- [Goal of the exercise]
Out of the lines below, please list those that hold the string "Write".

- [Available data]

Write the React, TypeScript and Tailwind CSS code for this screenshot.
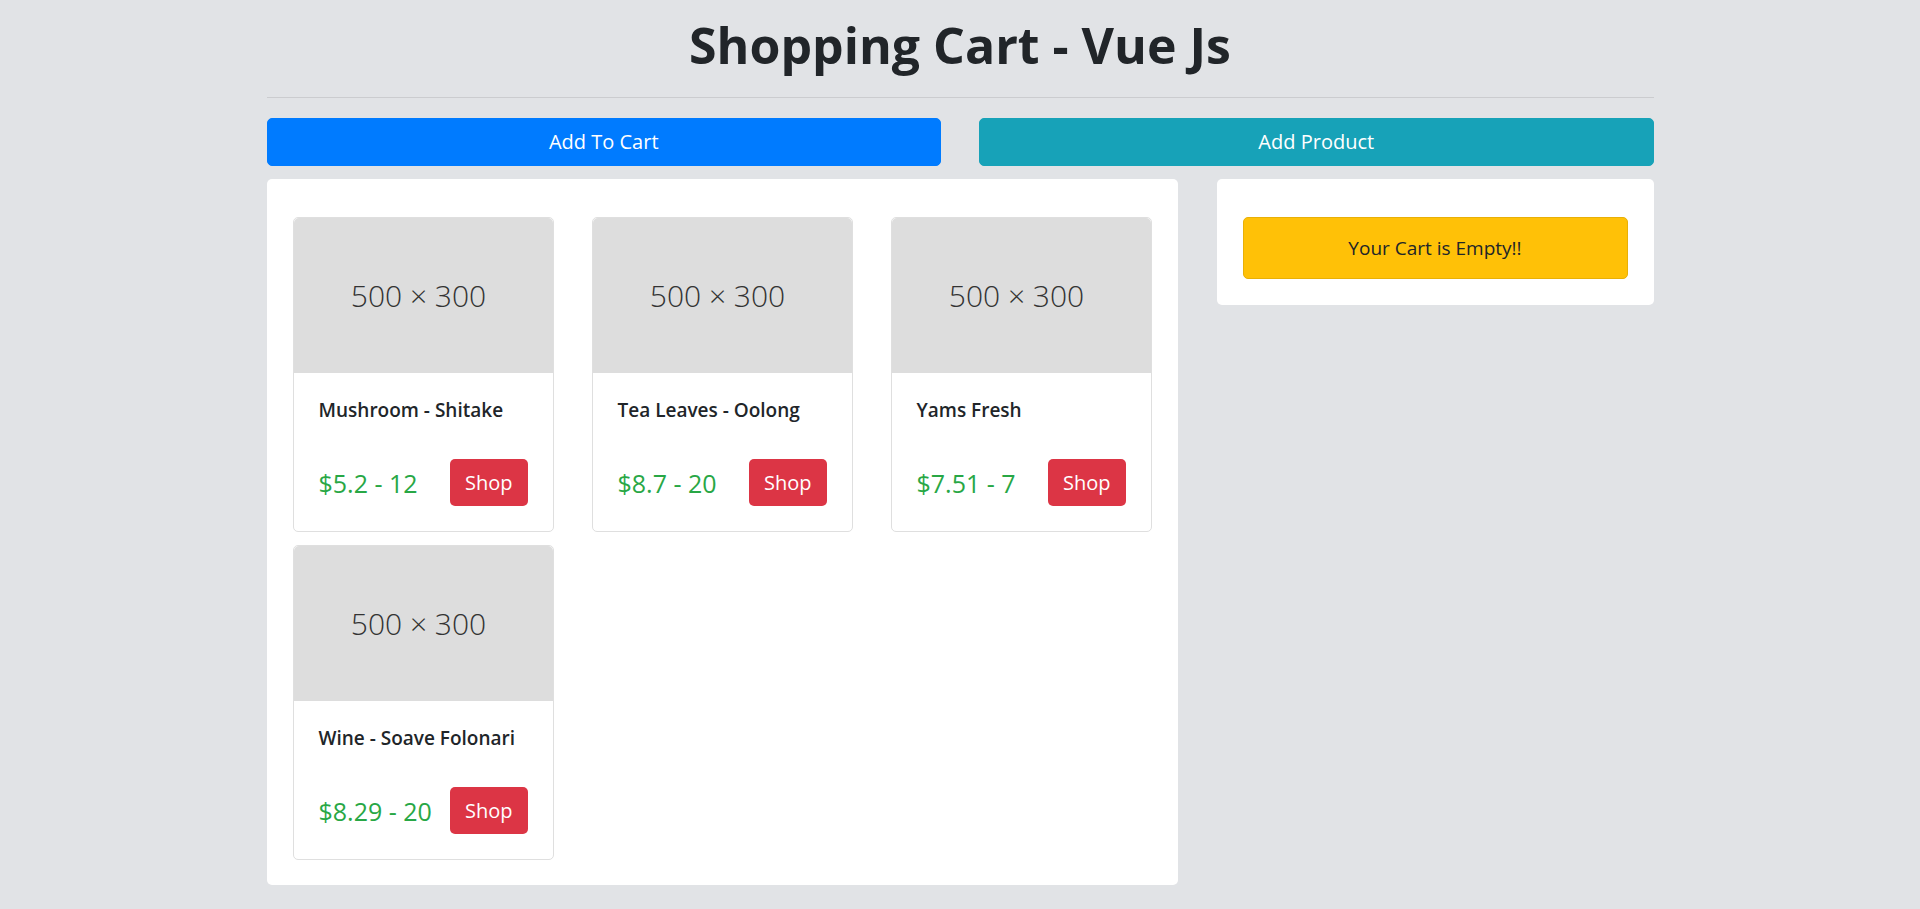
import React from "react";

interface Product {
  name: string;
  price: string;
  qty: number;
}

const products: Product[] = [
  { name: "Mushroom - Shitake", price: "5.2", qty: 12 },
  { name: "Tea Leaves - Oolong", price: "8.7", qty: 20 },
  { name: "Yams Fresh", price: "7.51", qty: 7 },
  { name: "Wine - Soave Folonari", price: "8.29", qty: 20 },
];

const ProductCard = ({ product }: { product: Product }) => {
  return (
    <div className="flex flex-col rounded-[5px] border border-[#dfdfdf] bg-white">
      <div className="flex h-[155px] items-center justify-center rounded-t-[5px] bg-[#dddddd] pr-[9px]">
        <span className="text-[30px] font-light text-[#333333]">500 × 300</span>
      </div>
      <div className="px-[25px] pt-[25px] pb-[25px]">
        <h5 className="text-[19px] leading-[24px] font-[550] text-[#212529]">
          {product.name}
        </h5>
        <div className="mt-[37px] flex items-center justify-between">
          <span className="text-[25px] leading-[30px] text-[#28a745]">
            ${product.price} - {product.qty}
          </span>
          <button className="h-[47px] rounded-[5px] bg-[#dc3545] px-[15px] text-[20px] text-white">
            Shop
          </button>
        </div>
      </div>
    </div>
  );
};

export default function App() {
  return (
    <div
      className="min-h-screen bg-[#e1e3e6] text-[#212529]"
      style={{ fontFamily: '"Open Sans", "Noto Sans", sans-serif' }}
    >
      <div className="mx-auto w-[1387px] pt-[15px]">
        <h1 className="text-center text-[50px] leading-[60px] font-bold text-[#212529]">
          Shopping Cart - Vue Js
        </h1>
        <hr className="mt-[22px] border-t border-[#cbcccf]" />

        <div className="mt-[20px] grid grid-cols-2 gap-x-[38px]">
          <button className="h-[48px] rounded-[5px] border border-[#007bff] bg-[#007bff] text-[20px] text-white">
            Add To Cart
          </button>
          <button className="h-[48px] rounded-[5px] border border-[#17a2b8] bg-[#17a2b8] text-[20px] text-white">
            Add Product
          </button>
        </div>

        <div className="mt-[13px] flex items-start gap-x-[39px]">
          <div className="w-[911px] rounded-[5px] bg-white px-[26px] pt-[38px] pb-[25px]">
            <div className="grid grid-cols-3 gap-x-[38px] gap-y-[13px]">
              {products.map((p) => (
                <ProductCard key={p.name} product={p} />
              ))}
            </div>
          </div>

          <div className="w-[437px] rounded-[5px] bg-white px-[26px] pt-[38px] pb-[26px]">
            <div className="flex h-[62px] items-center justify-center rounded-[5px] border border-[#e8b007] bg-[#ffc107] text-[19px] text-[#212529]">
              Your Cart is Empty!!
            </div>
          </div>
        </div>
      </div>
    </div>
  );
}
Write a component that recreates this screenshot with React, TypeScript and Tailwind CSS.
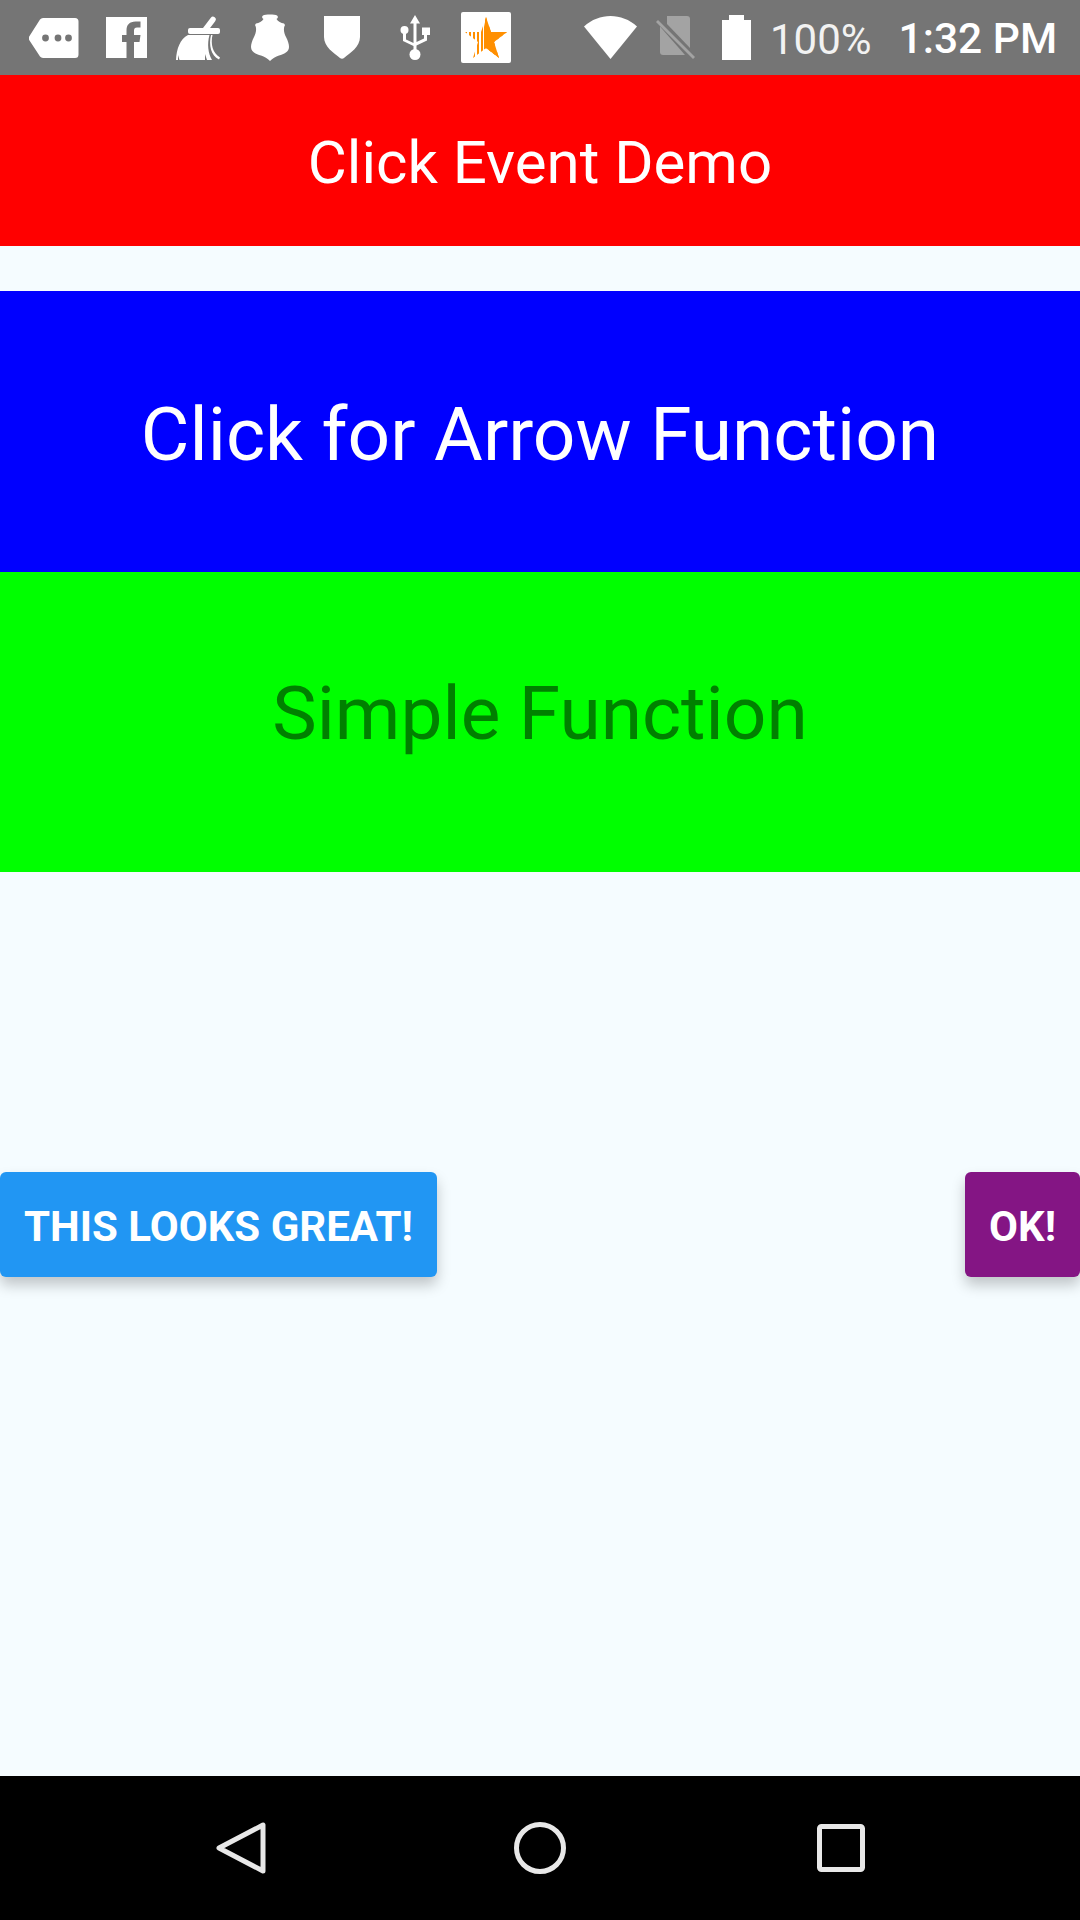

- [Output below]
Write the React, TypeScript and Tailwind CSS code for this screenshot.
Write a component that recreates this screenshot with React, TypeScript and Tailwind CSS.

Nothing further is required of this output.